Alice Lacoursière refuse de transférer son mari dans le quartier Ahuntsic. En attendant de trouver une résidence qui lui convienne, elle doit endurer le fait que Pierre est constamment déménagé d'un centre d'hébergement à un autre. Une situation éprouvante pour le couple, qui dit être «épuisé».

Depuis 1991, année où son mari a subi une importante hémorragie au cerveau, Alice prenait soin de lui à la maison. Tout a basculé le 7 février dernier. Ce jour-là, Mme Lacoursière est tombée sur la glace et s'est fracturé une cheville. Elle a dû être hospitalisée d'urgence.

Pierre a dû être placé dans un «lit d'urgence sociale» au centre d'hébergement et de soins de longue durée (CHSLD) Jean-De La Lande.

Pendant ce temps, Mme Lacoursière a entrepris une longue réadaptation. «Je me suis rendu compte que je ne pourrais plus reprendre mon mari à la maison, raconte-t-elle. J'ai demandé une place permanente pour lui au CHSLD Jean-De La Lande.»

Mais parce qu'il nécessite un peu moins de trois heures de soins par jour, Pierre n'est pas admissible dans un CHSLD. «Les personnes qui demandent moins de trois heures de soins sont dirigées vers des ressources intermédiaires», confirme la directrice générale adjointe de l'Agence de la santé et des services sociaux (ASSS) de Montréal, Lise Massicotte.

En mai, l'Agence a donc suggéré à Mme Lacoursière de placer son mari dans la ressource intermédiaire Les Tournesols, à Ahuntsic. «L'endroit est très beau. Mais c'est difficilement accessible de chez moi. Je ne me déplace plus à ma guise», explique Mme Lacoursière, qui a refusé d'y envoyer son mari.

L'ASSS a accepté de prolonger l'hébergement de Pierre dans son «lit d'urgence sociale», le temps que sa femme lui trouve une résidence. «Ces lits peuvent être utilisés pour un maximum de trois semaines.

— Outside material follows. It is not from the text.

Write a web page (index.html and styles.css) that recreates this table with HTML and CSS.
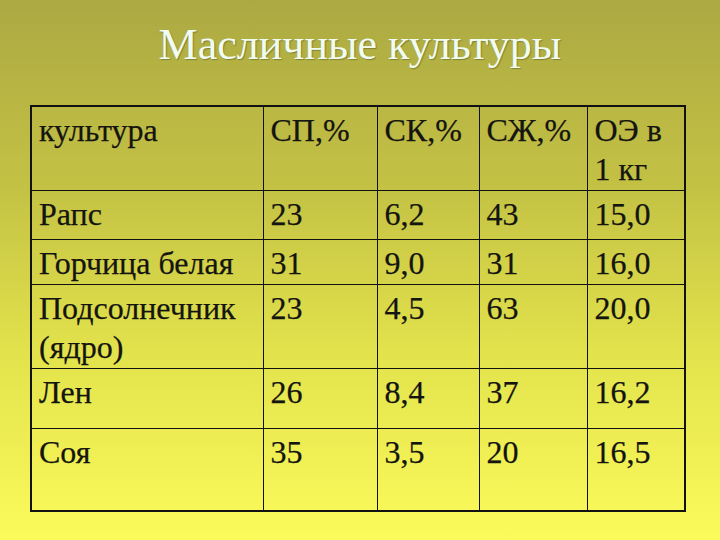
FILE: index.html
```html
<!DOCTYPE html>
<html>
<head>
<meta charset="utf-8">
<link rel="stylesheet" href="styles.css">
</head>
<body>
<div class="slide">
  <h1 class="title">Масличные культуры</h1>
  <table class="grid">
    <colgroup>
      <col class="c1"><col class="c2"><col class="c3"><col class="c4"><col class="c5">
    </colgroup>
    <tr class="r-head"><td>культура</td><td>СП,%</td><td>СК,%</td><td>СЖ,%</td><td>ОЭ в 1 кг</td></tr>
    <tr class="r-raps"><td>Рапс</td><td>23</td><td>6,2</td><td>43</td><td>15,0</td></tr>
    <tr class="r-gor"><td>Горчица белая</td><td>31</td><td>9,0</td><td>31</td><td>16,0</td></tr>
    <tr class="r-pod"><td>Подсолнечник (ядро)</td><td>23</td><td>4,5</td><td>63</td><td>20,0</td></tr>
    <tr class="r-len"><td>Лен</td><td>26</td><td>8,4</td><td>37</td><td>16,2</td></tr>
    <tr class="r-soy"><td>Соя</td><td>35</td><td>3,5</td><td>20</td><td>16,5</td></tr>
  </table>
</div>
</body>
</html>
```
FILE: styles.css
```css
html, body {
  margin: 0;
  padding: 0;
}
body {
  width: 720px;
  height: 540px;
  overflow: hidden;
  background: linear-gradient(to bottom, #aca943 0%, #c4c244 35%, #e2e24c 65%, #fbfb5c 100%);
  font-family: "Liberation Serif", Tinos, serif;
}
.slide {
  width: 720px;
  height: 540px;
  box-sizing: border-box;
}
.title {
  margin: 0;
  height: 105px;
  box-sizing: border-box;
  padding-top: 20px;
  font-family: "Liberation Serif", Tinos, serif;
  font-size: 44px;
  line-height: 50px;
  font-weight: normal;
  color: #f0fcf2;
  text-align: center;
  text-shadow: 1px 1px 1px rgba(60, 60, 20, 0.4);
}
.grid {
  margin-left: 30px;
  width: 656px;
  border-collapse: collapse;
  table-layout: fixed;
  border: 2px solid #111;
  color: #141410;
  font-family: "Liberation Serif", Tinos, serif;
  font-size: 32px;
  line-height: 39px;
  -webkit-text-stroke: 0.25px #141410;
}
.grid td {
  border: 1px solid #111;
  vertical-align: top;
  padding: 4px 4px 0 7px;
  box-sizing: border-box;
}
.c1 { width: 232px; }
.c2 { width: 114px; }
.c3 { width: 102px; }
.c4 { width: 108px; }
.c5 { width: 98px; }
.r-head td { height: 84px; }
.r-raps td { height: 49px; }
.r-gor td { height: 45px; }
.r-pod td { height: 84px; }
.r-len td { height: 60px; }
.r-soy td { height: 83px; }
```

Si la situation est compliquée, on peut prolonger le délai, mais une seule fois. Il faut donner la place aux autres», explique Mme Massicotte.

Incapable de trouver une place convenable pour son mari, Mme Lacoursière a reçu une lettre le 28 juillet l'informant que Pierre devait quitter le CHSLD Jean-De La Lande au plus tard le 7 août.

On lui a écrit qu'il serait déménagé dans un «lit de transition» au CHSLD Émilie-Gamelin. Mme Lacoursière a protesté, sans succès.

La semaine dernière, La Presse a assisté au déménagement de Pierre. À notre arrivée, à 9 h, sa chambre au CHSLD Jean-De La Lande avait déjà été vidée. Pierre était dans un état de panique et ne comprenait pas ce qui se passait. «Ils ont tout pris. Pif ! Paf !» a-t-il crié en se lançant dans les bras de sa femme.

Le coeur gros, Mme Lacoursière et son mari ont dit au revoir à «l'équipe de soins hors pair» du CHSLD Jean-De La Lande. À leur arrivée au CHSLD Émilie-Gamelin, Pierre semblait confus. Pendant de longues minutes, il a examiné ses nouveaux meubles. Il s'est ensuite mis à arpenter le couloir, silencieux, la mine basse.

«Pierre prend du temps à s'adapter à un nouveau milieu. Il avait enfin un équilibre. Maintenant, tout est à recommencer. Et j'aurai encore tout à recommencer d'ici quelques mois, s'attriste Mme Lacoursière. On traite les personnes âgées comme des numéros. J'ai l'impression d'être prise dans le système...»

La situation que vivent Mme Lacoursière et son mari n'est pas exceptionnelle, selon Francis Collins, de l'Association du personnel professionnel et technique de la santé et des services sociaux.

«Des centaines de personnes âgées vivent des situations semblables chaque année dans les CHSLD, dit-il. À chaque déménagement, on constate la dégradation de leur état. Malgré ça, on déménage constamment les aînés tant qu'on ne leur trouve pas une place permanente. Les CHSLD manquent de places pour accueillir tout le monde.»

Le président de la Fédération des préposés aux bénéficiaires du Québec, Michel Lemelin, est du même avis. «Ça montre que le système est mal conçu. Ça montre aussi qu'il manque de places en CHSLD.»

* Il n'y a aucun lien de parenté entre Alice Lacoursière et l'auteure de ces lignes.